My professional path began at the Milwaukee County Parks Commission, after receiving a Bachelor’s degree in landscape architecture from the University of Wisconsin, and continued with work in small private practice offices in Wisconsin and California. I was recruited after graduate school to help begin the Landscape Architecture Department at Cal Poly in San Luis Obispo, teaching there for 14 years in courses across the curriculum.
I have been in my current position as Associate Dean for the College of Architecture and Environmental Design at Cal Poly for the past 25 years. My responsibilities cover a range of operational functions for the college that include management oversight of a budget similar in size to ASLA. In this position, I serve at the interface of five complementary professional disciplines, encouraging collaboration and curricular synergies between majors in landscape architecture, planning, architecture, structural engineering and construction management. Interacting in this way has been highly valuable to me in providing insight into the practice realms and interconnections of each.
One of many rewarding aspects of my job is the ability to keep fresh perspective by engaging on a regular basis with energetic and creative students and alumni that have gone on to become productive contributors and leaders in their respective fields. I am pleased to count many as friends and colleagues. The sum of these everyday work experiences has helped contribute to my preparation for effective leadership as ASLA President.
Throughout my career I have considered the ASLA not only a mainstay for the profession but also a catalyst for action. With the support and encouragement of my wife Pam and our three children, I have been able to broaden my professional perspectives through 35 years of engagement in a variety of chapter, state and national ASLA committees, offices and projects. Among the most recent is serving as Chair of the Licensure Committee, Chair of the Council of Fellows Jury, and currently as the ASLA Vice Present of Education.
With a strong interest in supporting licensure, I have served as Chair of the California Landscape Architecture Board (LATC), participated in multiple ASLA licensure summit meetings and have worked for over 10 years on LARE exam development and grading committees for the Council of Landscape Architectural Registration Boards (CLARB).
What this engagement has provided me, along with the privilege to work with incredible landscape architecture colleagues and staff, has been a more expansive view of the profession and a deeper appreciation for the commonalities of purpose and motivation we share. I have learned from each and enjoyed them all.
I have also learned that in order to advance the profession, it is important to keep focus on ASLA as the common denominator for all landscape architects.
Given the opportunity to serve as ASLA President, I will work in partnership with you and our invaluable staff to help advance the sustaining elements that are essential to the Society in providing meaningful benefit to its members. Primarily by: expanding public awareness, broadly advocating for the profession, facilitating practice opportunities, and working to increase membership and services.
We can further leverage our efforts through:
- Encouraging and supporting Chapters in the full breadth of their work
- Enhancing educational opportunities and shared goals,
- Coordinating and connecting ASLA initiatives for maximum result and,
- Ensuring the continued fiscal stability of the Society through careful program prioritization.
We are an evidenced-based profession. As project complexity, consequence and exposure increase, so does the importance of identifying the profession’s impact by example.

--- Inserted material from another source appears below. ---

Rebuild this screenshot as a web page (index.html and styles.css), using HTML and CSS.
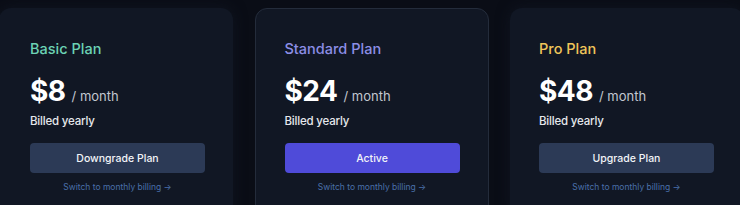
FILE: index.html
```html
<!DOCTYPE html>
<html lang="en">
<head>
    <meta charset="UTF-8">
    <meta name="viewport" content="width=device-width, initial-scale=1.0">
    <title>Plans</title>
    <link rel="stylesheet" href="styles.css">
</head>
<body>
    <div class="plans">
        <div class="plan-card">
            <h3 class="plan-name basic">Basic Plan</h3>
            <div class="price"><span class="amount">$8</span><span class="period">/ month</span></div>
            <div class="billed">Billed yearly</div>
            <button class="plan-button">Downgrade Plan</button>
            <a class="switch-link" href="#">Switch to monthly billing &rarr;</a>
        </div>
        <div class="plan-card current">
            <h3 class="plan-name standard">Standard Plan</h3>
            <div class="price"><span class="amount">$24</span><span class="period">/ month</span></div>
            <div class="billed">Billed yearly</div>
            <button class="plan-button active">Active</button>
            <a class="switch-link" href="#">Switch to monthly billing &rarr;</a>
        </div>
        <div class="plan-card">
            <h3 class="plan-name pro">Pro Plan</h3>
            <div class="price"><span class="amount">$48</span><span class="period">/ month</span></div>
            <div class="billed">Billed yearly</div>
            <button class="plan-button">Upgrade Plan</button>
            <a class="switch-link" href="#">Switch to monthly billing &rarr;</a>
        </div>
    </div>
</body>
</html>
```

FILE: styles.css
```css
:root {
    --bg-color: #0a0d16; --card-bg: #111724; --border-color: #242c3b;
    --text-color: #e6e8ec; --muted: #c2c7d0; --button-bg: #2c3a56;
    --active-bg: #4f4bd9; --link-color: #4a70aa;
}
body {
    font-family: Inter, "Open Sans", sans-serif;
    background-color: var(--bg-color); color: var(--text-color);
    margin: 0; height: 205px; overflow: hidden;
}
.plans { display: flex; gap: 21.5px; padding-top: 8px; margin-left: -1px; }
.plan-card {
    flex: 0 0 234px; min-width: 0; box-sizing: border-box; height: 210px;
    padding: 31px 0 0 30px; background-color: var(--card-bg);
    border: 1px solid transparent; border-radius: 12px;
    box-shadow: 0 0 14px rgba(20, 26, 40, 0.6);
    display: flex; flex-direction: column; align-items: flex-start;
}
.plan-card.current { border-color: var(--border-color); padding-left: 29px; box-shadow: none; }
.plan-card:last-child { padding-left: 28px; }
.plan-name { margin: 0; font-size: 14.5px; font-weight: 500; line-height: 18px; }
.plan-name.basic { color: #6cd3b4; }
.plan-name.standard { color: #8c8ee6; }
.plan-name.pro { color: #efc55a; }
.price { margin-top: 17px; line-height: 32px; height: 32px; white-space: nowrap; }
.amount { font-size: 28px; font-weight: 700; color: #fff; letter-spacing: -0.5px; }
.period { font-size: 13px; color: var(--muted); margin-left: 6px; }
.billed { font-size: 11.5px; font-weight: 500; margin-top: 5px; line-height: 18px; letter-spacing: -0.2px; }
.plan-button {
    margin-top: 13px; height: 30px; width: 175px;
    font-family: inherit; font-size: 10.5px; font-weight: 500; color: #f2f4f8;
    background-color: var(--button-bg); border: none; border-radius: 4px;
}
.plan-button.active { background-color: var(--active-bg); }
.switch-link {
    margin-top: 8px; width: 175px; text-align: center; line-height: 12px;
    font-size: 8.5px; color: var(--link-color); text-decoration: none;
}
```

I believe the most successful ASLA accomplishments have been those that have catalyzed participation around tangible and visible outcomes. Some of the many “home runs” include: the awareness, advocacy and licensure campaigns, Headquarters Green Roof, the new Chinatown Green streets project and the Sustainable SITES initiative. Add to this the stellar communications and content provided in the Landscape Architecture Magazine, LATIS Series, LA CES as well the ASLA website and the PPN’s among others.
The list of current services and support provided by the Society on behalf of its members is nothing short of phenomenal in its quality and usefulness. It remains important to widely communicate the full range of all that is available.
With the signs of an improving economy only just beginning, it is essential to include in this list the requirement for continued support of small business through advocacy and other related professional practice services and functions.
We can accomplish even more. As a vibrant and engaged organization, we must also remain open to timely opportunities to enhance areas that are key to the Society’s effectiveness. These must be evaluated and guided by the strategic planning process and Annual Operating Plan to ensure their priority and the adequate resources for their success.
There are initiatives to be advanced in several important areas to benefit the Society in attaining its goals and providing additional member advantage that include:
- Further communicating and establishing ASLA’s position as the primary place to seek a wide array of current professional practice information.
- Investing in life-long learning opportunities to enhance professional adaptability required for sustained practice contribution and attraction of new members.
- Establishing a comprehensive and highly visible continuum of ASLA connection with emerging professionals that begins prior to graduation and assists in keeping career momentum.
- Expanding collaborations and opportunities with allied organizations to address issues of career discovery, greater diversity representation, and achieving Federal STEM (Science, technology Engineering and Math) recognition for landscape architecture.
These are but a few of the areas that we can move forward together. With ASLA initiatives animated by meaningful achievement and guided by strategic goals, we can be extremely optimistic about realizing a future of expanded significance and value for the Society and the profession. We are well on the way.
If I have the honor to serve as ASLA President, I will ask you to join me in amplifying its successes while embarking on new initiatives and actions that directly encourage, support and expand member opportunities and further increase the Society’s effectiveness. I have every confidence in our abilities to continue to raise the bar of ASLA accomplishment by collectively imagining what could be and committing to participating in the steps to get there.